In januari heeft Staatsbosbeheer samen met tientallen vrijwilligers een slaapplaatstelling uitgevoerd. Alle eenden, ganzen, reigers, meeuwen en roofvogels worden geteld. De telling leverde een indrukwekkend aantal van ruim 150.000 vogels op, vertelt Blom. Hoewel hij het gebied goed kent, blijft hij onder de indruk. “Wat te denken van dik 40.000 kok- en stormmeeuwen, 69.000 kolganzen, 24.000 brandganzen en 7900 grauwe ganzen! Tel daar de honderden grote zilverreigers, 93 kleine zwanen en zeearenden bij op en je mag met recht spreken van ‘Herberg de Biesbosch’!”
De watervogels komen van heinde en verre naar het gebied toe om er de nacht door te brengen. “Ze komen uit de hele regio, uit Rotterdam, uit Brabant.

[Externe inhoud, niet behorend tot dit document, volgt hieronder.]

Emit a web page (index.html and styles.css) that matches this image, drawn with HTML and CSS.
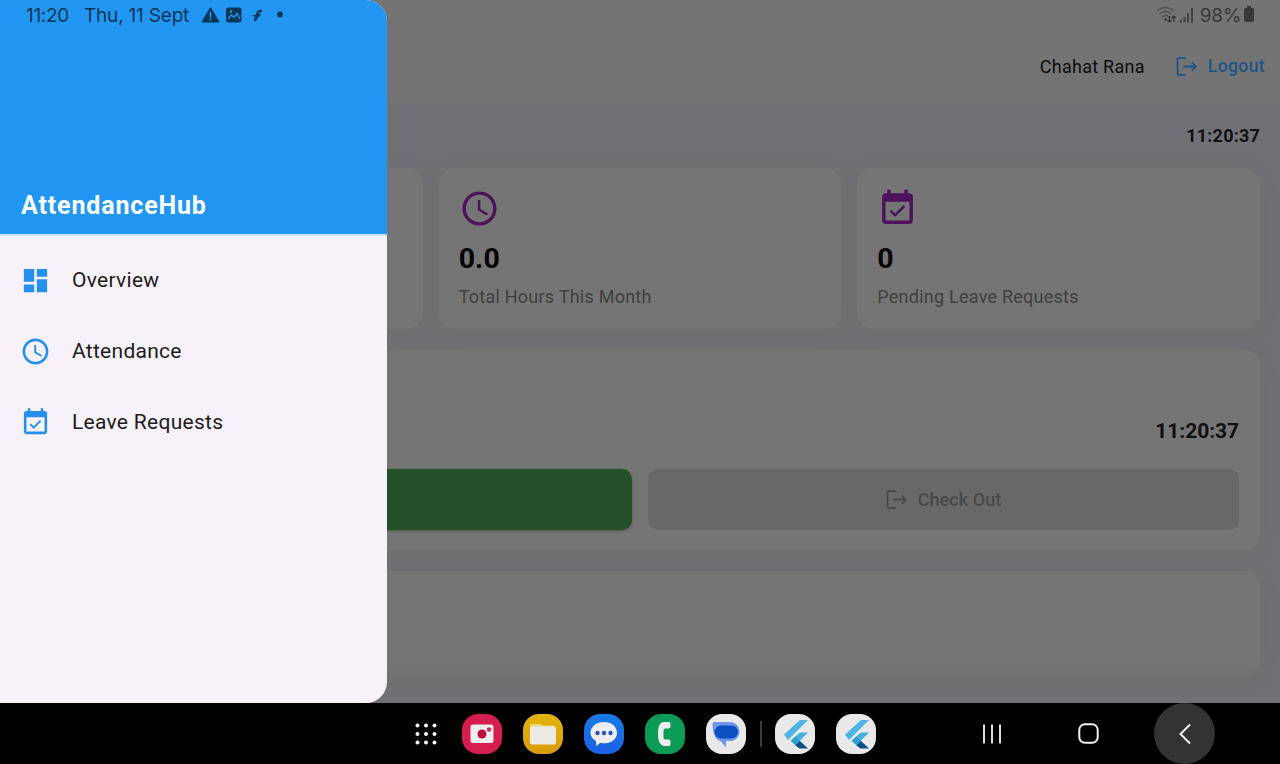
FILE: index.html
```html
<!DOCTYPE html>
<html lang="en">
<head>
<meta charset="utf-8">
<title>AttendanceHub</title>
<link rel="stylesheet" href="styles.css">
</head>
<body>
<svg class="defs" width="0" height="0">
  <symbol id="clock" viewBox="0 0 24 24"><path d="M11.99 2C6.47 2 2 6.48 2 12s4.47 10 9.99 10C17.52 22 22 17.52 22 12S17.52 2 11.99 2zM12 20c-4.42 0-8-3.58-8-8s3.58-8 8-8 8 3.580 8 8-3.580 8-8 8zm.5-13H11v6l5.250 3.150.75-1.230-4.500-2.670z"/></symbol>
  <symbol id="event" viewBox="0 0 24 24"><path d="M16.530 11.060 15.470 10l-4.880 4.880-2.120-2.120-1.060 1.060L10.590 17l5.940-5.940zM19 3h-1V1h-2v2H8V1H6v2H5c-1.110 0-1.990.9-1.990 2L3 19c0 1.100.89 2 2 2h14c1.100 0 2-.9 2-2V5c0-1.100-.9-2-2-2zm0 16H5V8h14v11z"/></symbol>
  <symbol id="dash" viewBox="0 0 24 24"><path d="M3 13h8V3H3v10zm0 8h8v-6H3v6zm10 0h8V11h-8v10zm0-18v6h8V3h-8z"/></symbol>
  <symbol id="exit" viewBox="0 0 20 18"><path d="M9.500 1H2.500Q1.500 1 1.500 2v14q0 1 1 1h7M7 9H19M15 5l4 4-4 4" fill="none" stroke="currentColor" stroke-width="1.700"/></symbol>
  <symbol id="flutter" viewBox="0 0 40 40"><path d="M25 6h8L13 26l-4-5.500z" fill="#50b5e2"/><path d="M25 18.500h8l-12 12-5.500-4z" fill="#46aedb"/><path d="M16 27l4.500-4.500 5 5-4.500 4.500z" fill="#2e9fd3"/><path d="M20.500 31.500l4.500-4.500 8 7.500h-8.500z" fill="#0b4f88"/></symbol>
</svg>
<div class="screen">
  <main class="page">
    <header class="topbar">
      <span class="user">Chahat Rana</span>
      <a class="logout"><svg class="exit"><use href="#exit"/></svg><span>Logout</span></a>
    </header>
    <div class="content">
      <div class="time">11:20:37</div>
      <section class="stats">
        <article class="card stat"></article>
        <article class="card stat"><svg class="big"><use href="#clock"/></svg><strong>0.0</strong><span>Total Hours This Month</span></article>
        <article class="card stat"><svg class="big"><use href="#event"/></svg><strong>0</strong><span>Pending Leave Requests</span></article>
      </section>
      <section class="card check">
        <div class="check-time">11:20:37</div>
        <div class="buttons">
          <div class="btn in"></div>
          <div class="btn out"><svg class="exit"><use href="#exit"/></svg><span>Check Out</span></div>
        </div>
      </section>
      <section class="card recent"></section>
    </div>
  </main>
  <aside class="drawer">
    <div class="drawer-head"><h1>AttendanceHub</h1></div>
    <nav>
      <a class="item"><svg><use href="#dash"/></svg><span>Overview</span></a>
      <a class="item"><svg><use href="#clock"/></svg><span>Attendance</span></a>
      <a class="item"><svg><use href="#event"/></svg><span>Leave Requests</span></a>
    </nav>
  </aside>
  <div class="status">
    <div class="status-left">
      <span class="s-clock">11:20</span><span class="s-date">Thu, 11 Sept</span>
      <svg width="90" height="20" viewBox="0 0 90 20"><path d="M9.500 2.500 18 17H1z" stroke="currentColor" stroke-linejoin="round"/><path d="M9.500 7v5.500M9.500 13.500v1.800" stroke="#2196f3" stroke-width="1.700"/><rect x="25" y="2.500" width="15.500" height="15" rx="2.500"/><path d="M27 14l3.500-4 2.500 2.200 3-3.700 3 5.500" fill="none" stroke="#2196f3" stroke-width="1.300"/><circle cx="30" cy="6.500" r="1.300" fill="#2196f3"/><path d="M61 6.300c-3-.8-4.300.3-4.700 3.200-.3 3-.9 4.800-3.300 5.500" fill="none" stroke="currentColor" stroke-width="2.600"/><path d="M51 10.500l9-1.800-1.200 2.900-5.300.2z"/><circle cx="79" cy="9.500" r="2.900"/></svg>
    </div>
    <div class="status-right">
      <svg width="40" height="20" viewBox="0 0 40 20"><g fill="none" stroke="#505050" stroke-width="1.300"><path d="M1 6q8.500-7 17 0M3.500 9q6-5 12 0M6 12q3.500-3 7 0"/></g><circle cx="9.500" cy="14.500" r="1.300"/><path d="M13.500 11v6m-2-2 2 2 2-2M17.800 17v-6m-2 2 2-2 2 2" fill="none" stroke="#333" stroke-width="1.200"/><path d="M24 15h2v2.500h-2zM27.500 12h2v5.500h-2zM31 8h2v9.500h-2zM35 3h2v14.500h-2z" fill="#434343"/></svg>
      <span>98%</span>
      <svg width="12" height="18" viewBox="0 0 12 18"><path d="M4 0h4v2h1q2 0 2 2v10q0 2-2 2H3q-2 0-2-2V4q0-2 2-2h1z"/></svg>
    </div>
  </div>
</div>
<footer class="dock">
  <div class="apps">
    <svg class="grid" width="22" height="22" viewBox="0 0 22 22"><circle cx="2.500" cy="2.500" r="2"/><circle cx="11" cy="2.500" r="2"/><circle cx="19.500" cy="2.500" r="2"/><circle cx="2.500" cy="11" r="2"/><circle cx="11" cy="11" r="2"/><circle cx="19.500" cy="11" r="2"/><circle cx="2.500" cy="19.500" r="2"/><circle cx="11" cy="19.500" r="2"/><circle cx="19.500" cy="19.500" r="2"/></svg>
    <div class="app rec"><svg viewBox="0 0 40 40"><rect x="8.500" y="10.500" width="23" height="18.500" rx="2.500" fill="#eee"/><circle cx="20" cy="20" r="4.500" fill="#bd0d3f"/><circle cx="27" cy="15.500" r="2.200" fill="#ce2b57"/></svg></div>
    <div class="app files"><svg viewBox="0 0 40 40"><path d="M7 12q0-2 2-2h8l3 1.500h10q2 0 2 2v5H7z" fill="#f3d77d"/><rect x="7" y="12.500" width="26" height="18" rx="2" fill="#eceae4"/></svg></div>
    <div class="app chat"><svg viewBox="0 0 40 40"><path d="M20 8c7.500 0 13 4.600 13 10.800s-5.500 10.500-12 10.500c-2 0-3-.1-4.500-.5L12 32v-5c-3.200-2-5.500-4.500-5.500-8C6.500 12.600 12.500 8 20 8z" fill="#eceef2"/><g fill="#2653b4"><circle cx="13.500" cy="19" r="2.200"/><circle cx="20" cy="19" r="2.200"/><circle cx="26.500" cy="19" r="2.200"/></g></svg></div>
    <div class="app phone"><svg viewBox="0 0 40 40"><path d="M19 8h5q1.500 0 1.500 2v2.500q0 2-2 2h-3q-2 0-2 2v7q0 2 2 2h3q2 0 2 2V30q0 2-1.500 2h-4c-5 0-7-5-7-12s1.500-12 6-12z" fill="#ededed"/></svg></div>
    <div class="app msg"><svg viewBox="0 0 40 40"><path d="M8 8h16c5.500 0 9.500 4.500 9.500 9.500S29.500 27 25 27h-5v6.500l-5.500-6.500C9 25.500 7 20 6.500 10.500Q6.300 8 8 8z" fill="#6f96e8"/><rect x="8.500" y="11.500" width="23.500" height="13" rx="6.500" fill="#0b4fc0"/></svg></div>
    <i class="sep"></i>
    <div class="app"><svg><use href="#flutter"/></svg></div>
    <div class="app"><svg><use href="#flutter"/></svg></div>
  </div>
  <div class="keys">
    <div class="key"><svg width="20" height="20" viewBox="0 0 20 20"><path d="M1 .5v19M9 .5v19M17 .5v19" stroke="#ddd" stroke-width="2"/></svg></div>
    <div class="key"><svg width="21" height="21" viewBox="0 0 21 21"><rect x="1.300" y="1.300" width="18.400" height="18.400" rx="5.500" fill="none" stroke="#f2f2f2" stroke-width="2"/></svg></div>
    <div class="key back"><svg width="14" height="22" viewBox="0 0 14 22"><path d="M12 1.500 2.500 11l9.500 9.500" fill="none" stroke="#f2f2f2" stroke-width="2"/></svg></div>
  </div>
</footer>
</body>
</html>
```
FILE: styles.css
```css
* { box-sizing: border-box; }
body { margin: 0; width: 1280px; height: 764px; overflow: hidden; background: #000; font-family: Roboto, sans-serif; white-space: nowrap; }
svg { display: block; flex: none; fill: currentColor; }
.defs { position: absolute; }
.screen { position: relative; height: 703px; overflow: hidden; background: #707174; }
.page { display: flex; flex-direction: column; height: 703px; }
.topbar { height: 104px; padding: 28px 15px 0 0; display: flex; align-items: center; justify-content: flex-end; gap: 31px; background: linear-gradient(#747474 92%, #717274); color: #0c0c0c; font-size: 18px; letter-spacing: .27px; }
.logout { display: flex; align-items: center; gap: 11px; color: #1c5587; font-weight: 500; font-size: 17.5px; letter-spacing: .4px; }
.exit { width: 21px; height: 19px; }
.content { padding: 20px; display: flex; flex-direction: column; }
.time { height: 22px; line-height: 23px; margin-bottom: 22px; text-align: right; font-size: 18px; font-weight: 700; letter-spacing: .2px; color: #111216; }
.stats { display: grid; grid-template-columns: repeat(3, 1fr); gap: 16px; }
.card { background: #757575; border-radius: 16px; box-shadow: 0 3px 13px rgba(111, 111, 111, .8); }
.stat { height: 161px; padding: 20px; display: flex; flex-direction: column; }
.big { width: 41px; height: 41px; color: #4c125b; }
.stat strong { margin-top: 12px; line-height: 36px; font-size: 28.5px; letter-spacing: .1px; color: #040404; }
.stat span { margin-top: 8px; line-height: 24px; font-size: 18px; letter-spacing: .24px; color: #404040; }
.check { height: 200px; margin-top: 21px; padding: 68px 21px 0; }
.check-time { height: 26px; line-height: 26px; text-align: right; font-size: 21px; font-weight: 700; letter-spacing: -.05px; color: #101010; }
.buttons { display: grid; grid-template-columns: 1fr 1fr; gap: 16px; margin-top: 25px; }
.btn { height: 61px; border-radius: 10px; display: flex; align-items: center; justify-content: center; gap: 11px; font-size: 18px; font-weight: 500; letter-spacing: .05px; }
.in { background: #235026; box-shadow: 0 1px 3px #555; }
.out { background: #686868; color: #484848; }
.recent { height: 105px; margin-top: 21px; background: linear-gradient(#757575 80%, #727374); }
.drawer { position: absolute; left: 0; top: 0; width: 387px; height: 703px; background: #f7f2fa; border-radius: 0 21px 21px 0; overflow: hidden; }
.drawer-head { height: 236px; padding: 0 21px 13px; display: flex; align-items: flex-end; background: #2196f3; border-bottom: 2px solid #c9e0f8; }
h1 { margin: 0; color: #fff; font-size: 25px; line-height: 30px; font-weight: 700; letter-spacing: .85px; }
nav { padding-top: 9px; }
.item { height: 71px; padding-left: 20px; display: flex; align-items: center; gap: 21px; color: #1d1b20; font-size: 21px; letter-spacing: .28px; }
.item span { padding-bottom: 2px; }
.item svg { width: 31px; height: 31px; color: #2590ec; }
.status { position: absolute; left: 0; top: 0; width: 1280px; height: 30px; padding: 0 25px 0 26px; display: flex; justify-content: space-between; font-family: Inter, sans-serif; font-size: 19px; font-weight: 300; }
.status-left, .status-right { display: flex; align-items: center; }
.status-left { color: #0b3657; }
.s-clock { margin-right: 15px; }
.s-date { margin-right: 12px; letter-spacing: -.2px; }
.status-right { color: #383838; }
.status-right span { margin: 0 2px 0 4px; }
.status-left, .status-right span { font-weight: 400; letter-spacing: -.3px; }
.dock { height: 61px; display: flex; justify-content: space-between; padding: 0 65px 0 415px; background: #000; }
.apps { display: flex; align-items: center; gap: 21px; }
.grid { margin-right: 4px; color: #fff; }
.app { width: 40px; height: 40px; border-radius: 16px; background: #e9e9e9; }
.app svg { width: 40px; height: 40px; }
.rec { background: #d51d50; }
.files { background: linear-gradient(#e2b50d, #d99b0b); }
.chat { background: linear-gradient(#187be6, #1b61e3); }
.phone { background: #0c9b56; }
.sep { width: 2px; height: 26px; margin: 0 -7.500px; background: #3c3c3c; }
.keys { display: flex; align-items: center; gap: 35px; }
.key { width: 61px; height: 61px; display: flex; align-items: center; justify-content: center; }
.back { border-radius: 50%; background: #333; }
```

De Biesbosch is een goed gebied om te slapen. Het is een zoetwatergetijdengebied, dat al jaren in trek is bij ze. De laatste 50 jaar zijn de aantallen echt toegenomen”, legt de boswachter uit. “Dat komt omdat er hier steeds meer ruimte is gekomen voor de rivier; er is grond teruggegeven aan de natuur.” En nog belangrijker: het is ondiep water waar niet gevaren mag worden. Dat is inmiddels schaars in Nederland. “Eigenlijk mag je overal met je boot of kano komen. En watervogels zijn heel verstoring-gevoelig.”
Daarom zijn er in de Biesbosch ballenlijnen gespannen, zodat er ook echt niemand met een bootje in kan. “De dieren raken snel aan de rust gewend. In andere gebieden probeert men dat ook te creëren, maar dan blijft het bij kleine hoekjes. Het blijft lastig, zelf in de Waddenzee mag je bijna overal komen.”